Exercise brief:
Your task is to write out the complete listing exactly as it is shown.

/---

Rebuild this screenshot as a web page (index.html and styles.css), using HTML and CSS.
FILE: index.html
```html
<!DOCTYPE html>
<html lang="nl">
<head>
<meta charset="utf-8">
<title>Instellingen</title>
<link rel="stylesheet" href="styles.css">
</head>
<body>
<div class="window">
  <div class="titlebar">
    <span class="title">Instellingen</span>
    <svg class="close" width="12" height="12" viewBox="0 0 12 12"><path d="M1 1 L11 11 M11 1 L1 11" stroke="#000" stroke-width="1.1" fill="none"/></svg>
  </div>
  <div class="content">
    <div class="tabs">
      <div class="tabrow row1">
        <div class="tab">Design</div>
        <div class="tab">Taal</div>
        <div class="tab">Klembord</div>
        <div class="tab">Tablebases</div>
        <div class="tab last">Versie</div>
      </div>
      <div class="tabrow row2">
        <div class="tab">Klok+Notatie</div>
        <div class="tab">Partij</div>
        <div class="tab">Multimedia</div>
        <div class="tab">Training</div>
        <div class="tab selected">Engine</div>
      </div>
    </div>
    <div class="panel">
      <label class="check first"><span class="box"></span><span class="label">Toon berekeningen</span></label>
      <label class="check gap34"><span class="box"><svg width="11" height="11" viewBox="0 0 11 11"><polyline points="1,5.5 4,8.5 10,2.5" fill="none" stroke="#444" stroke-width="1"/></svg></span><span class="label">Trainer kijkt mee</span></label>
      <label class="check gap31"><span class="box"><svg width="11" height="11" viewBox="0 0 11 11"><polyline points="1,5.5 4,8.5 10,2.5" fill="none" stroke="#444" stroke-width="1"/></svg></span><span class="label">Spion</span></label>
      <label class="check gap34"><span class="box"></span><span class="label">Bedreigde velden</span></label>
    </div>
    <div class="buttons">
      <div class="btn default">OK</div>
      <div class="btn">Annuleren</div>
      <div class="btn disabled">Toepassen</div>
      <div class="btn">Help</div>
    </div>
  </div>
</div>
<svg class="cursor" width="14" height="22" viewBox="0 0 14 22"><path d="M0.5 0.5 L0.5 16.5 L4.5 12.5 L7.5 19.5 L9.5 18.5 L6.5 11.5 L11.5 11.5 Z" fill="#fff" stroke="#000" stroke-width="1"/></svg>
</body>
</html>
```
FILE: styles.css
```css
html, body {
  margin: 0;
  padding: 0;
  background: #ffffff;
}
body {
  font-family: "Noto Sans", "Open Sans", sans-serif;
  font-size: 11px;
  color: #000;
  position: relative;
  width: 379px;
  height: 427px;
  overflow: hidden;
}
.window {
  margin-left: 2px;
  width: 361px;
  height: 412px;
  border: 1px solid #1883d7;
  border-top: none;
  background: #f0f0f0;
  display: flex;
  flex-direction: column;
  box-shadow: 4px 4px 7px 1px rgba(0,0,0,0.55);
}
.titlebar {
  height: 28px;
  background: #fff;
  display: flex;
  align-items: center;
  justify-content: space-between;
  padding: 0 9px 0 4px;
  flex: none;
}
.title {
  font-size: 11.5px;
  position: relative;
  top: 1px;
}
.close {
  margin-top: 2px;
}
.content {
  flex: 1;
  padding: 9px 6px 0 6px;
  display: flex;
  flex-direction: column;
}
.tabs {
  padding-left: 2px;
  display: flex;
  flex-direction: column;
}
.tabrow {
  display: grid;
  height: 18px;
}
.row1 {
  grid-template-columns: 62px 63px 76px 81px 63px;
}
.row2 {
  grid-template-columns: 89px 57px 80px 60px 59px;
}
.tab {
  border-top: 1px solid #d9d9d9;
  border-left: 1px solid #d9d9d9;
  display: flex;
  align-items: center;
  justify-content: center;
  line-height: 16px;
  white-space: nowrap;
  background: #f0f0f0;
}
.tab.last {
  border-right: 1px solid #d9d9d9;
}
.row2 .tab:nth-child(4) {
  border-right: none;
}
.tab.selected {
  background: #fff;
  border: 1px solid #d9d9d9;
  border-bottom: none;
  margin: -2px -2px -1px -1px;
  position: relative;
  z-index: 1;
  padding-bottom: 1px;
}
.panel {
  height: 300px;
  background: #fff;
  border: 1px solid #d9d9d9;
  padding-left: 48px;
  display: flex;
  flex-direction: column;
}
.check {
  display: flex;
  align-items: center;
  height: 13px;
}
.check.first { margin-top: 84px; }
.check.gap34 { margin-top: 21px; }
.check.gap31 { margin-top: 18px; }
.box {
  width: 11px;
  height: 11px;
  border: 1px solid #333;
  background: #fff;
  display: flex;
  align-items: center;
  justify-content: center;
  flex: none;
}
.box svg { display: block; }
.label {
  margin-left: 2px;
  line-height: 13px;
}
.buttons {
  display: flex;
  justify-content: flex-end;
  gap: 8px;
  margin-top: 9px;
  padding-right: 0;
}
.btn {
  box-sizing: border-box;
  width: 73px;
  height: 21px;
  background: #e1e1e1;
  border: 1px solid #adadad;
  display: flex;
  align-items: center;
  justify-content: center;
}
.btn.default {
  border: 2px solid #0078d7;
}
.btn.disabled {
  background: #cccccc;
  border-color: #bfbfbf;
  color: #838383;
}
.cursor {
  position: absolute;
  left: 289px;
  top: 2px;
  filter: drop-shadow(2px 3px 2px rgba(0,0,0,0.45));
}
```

\---

Output below:
Rebuild this screenshot as a web page (index.html and styles.css), using HTML and CSS.
FILE: index.html
```html
<!DOCTYPE html>
<html lang="nl">
<head>
<meta charset="utf-8">
<title>Instellingen</title>
<link rel="stylesheet" href="styles.css">
</head>
<body>
<div class="window">
  <div class="titlebar">
    <span class="title">Instellingen</span>
    <svg class="close" width="12" height="12" viewBox="0 0 12 12"><path d="M1 1 L11 11 M11 1 L1 11" stroke="#000" stroke-width="1.1" fill="none"/></svg>
  </div>
  <div class="content">
    <div class="tabs">
      <div class="tabrow row1">
        <div class="tab">Design</div>
        <div class="tab">Taal</div>
        <div class="tab">Klembord</div>
        <div class="tab">Tablebases</div>
        <div class="tab last">Versie</div>
      </div>
      <div class="tabrow row2">
        <div class="tab">Klok+Notatie</div>
        <div class="tab">Partij</div>
        <div class="tab">Multimedia</div>
        <div class="tab">Training</div>
        <div class="tab selected">Engine</div>
      </div>
    </div>
    <div class="panel">
      <label class="check first"><span class="box"></span><span class="label">Toon berekeningen</span></label>
      <label class="check gap34"><span class="box"><svg width="11" height="11" viewBox="0 0 11 11"><polyline points="1,5.5 4,8.5 10,2.5" fill="none" stroke="#444" stroke-width="1"/></svg></span><span class="label">Trainer kijkt mee</span></label>
      <label class="check gap31"><span class="box"><svg width="11" height="11" viewBox="0 0 11 11"><polyline points="1,5.5 4,8.5 10,2.5" fill="none" stroke="#444" stroke-width="1"/></svg></span><span class="label">Spion</span></label>
      <label class="check gap34"><span class="box"></span><span class="label">Bedreigde velden</span></label>
    </div>
    <div class="buttons">
      <div class="btn default">OK</div>
      <div class="btn">Annuleren</div>
      <div class="btn disabled">Toepassen</div>
      <div class="btn">Help</div>
    </div>
  </div>
</div>
<svg class="cursor" width="14" height="22" viewBox="0 0 14 22"><path d="M0.5 0.5 L0.5 16.5 L4.5 12.5 L7.5 19.5 L9.5 18.5 L6.5 11.5 L11.5 11.5 Z" fill="#fff" stroke="#000" stroke-width="1"/></svg>
</body>
</html>
```
FILE: styles.css
```css
html, body {
  margin: 0;
  padding: 0;
  background: #ffffff;
}
body {
  font-family: "Noto Sans", "Open Sans", sans-serif;
  font-size: 11px;
  color: #000;
  position: relative;
  width: 379px;
  height: 427px;
  overflow: hidden;
}
.window {
  margin-left: 2px;
  width: 361px;
  height: 412px;
  border: 1px solid #1883d7;
  border-top: none;
  background: #f0f0f0;
  display: flex;
  flex-direction: column;
  box-shadow: 4px 4px 7px 1px rgba(0,0,0,0.55);
}
.titlebar {
  height: 28px;
  background: #fff;
  display: flex;
  align-items: center;
  justify-content: space-between;
  padding: 0 9px 0 4px;
  flex: none;
}
.title {
  font-size: 11.5px;
  position: relative;
  top: 1px;
}
.close {
  margin-top: 2px;
}
.content {
  flex: 1;
  padding: 9px 6px 0 6px;
  display: flex;
  flex-direction: column;
}
.tabs {
  padding-left: 2px;
  display: flex;
  flex-direction: column;
}
.tabrow {
  display: grid;
  height: 18px;
}
.row1 {
  grid-template-columns: 62px 63px 76px 81px 63px;
}
.row2 {
  grid-template-columns: 89px 57px 80px 60px 59px;
}
.tab {
  border-top: 1px solid #d9d9d9;
  border-left: 1px solid #d9d9d9;
  display: flex;
  align-items: center;
  justify-content: center;
  line-height: 16px;
  white-space: nowrap;
  background: #f0f0f0;
}
.tab.last {
  border-right: 1px solid #d9d9d9;
}
.row2 .tab:nth-child(4) {
  border-right: none;
}
.tab.selected {
  background: #fff;
  border: 1px solid #d9d9d9;
  border-bottom: none;
  margin: -2px -2px -1px -1px;
  position: relative;
  z-index: 1;
  padding-bottom: 1px;
}
.panel {
  height: 300px;
  background: #fff;
  border: 1px solid #d9d9d9;
  padding-left: 48px;
  display: flex;
  flex-direction: column;
}
.check {
  display: flex;
  align-items: center;
  height: 13px;
}
.check.first { margin-top: 84px; }
.check.gap34 { margin-top: 21px; }
.check.gap31 { margin-top: 18px; }
.box {
  width: 11px;
  height: 11px;
  border: 1px solid #333;
  background: #fff;
  display: flex;
  align-items: center;
  justify-content: center;
  flex: none;
}
.box svg { display: block; }
.label {
  margin-left: 2px;
  line-height: 13px;
}
.buttons {
  display: flex;
  justify-content: flex-end;
  gap: 8px;
  margin-top: 9px;
  padding-right: 0;
}
.btn {
  box-sizing: border-box;
  width: 73px;
  height: 21px;
  background: #e1e1e1;
  border: 1px solid #adadad;
  display: flex;
  align-items: center;
  justify-content: center;
}
.btn.default {
  border: 2px solid #0078d7;
}
.btn.disabled {
  background: #cccccc;
  border-color: #bfbfbf;
  color: #838383;
}
.cursor {
  position: absolute;
  left: 289px;
  top: 2px;
  filter: drop-shadow(2px 3px 2px rgba(0,0,0,0.45));
}
```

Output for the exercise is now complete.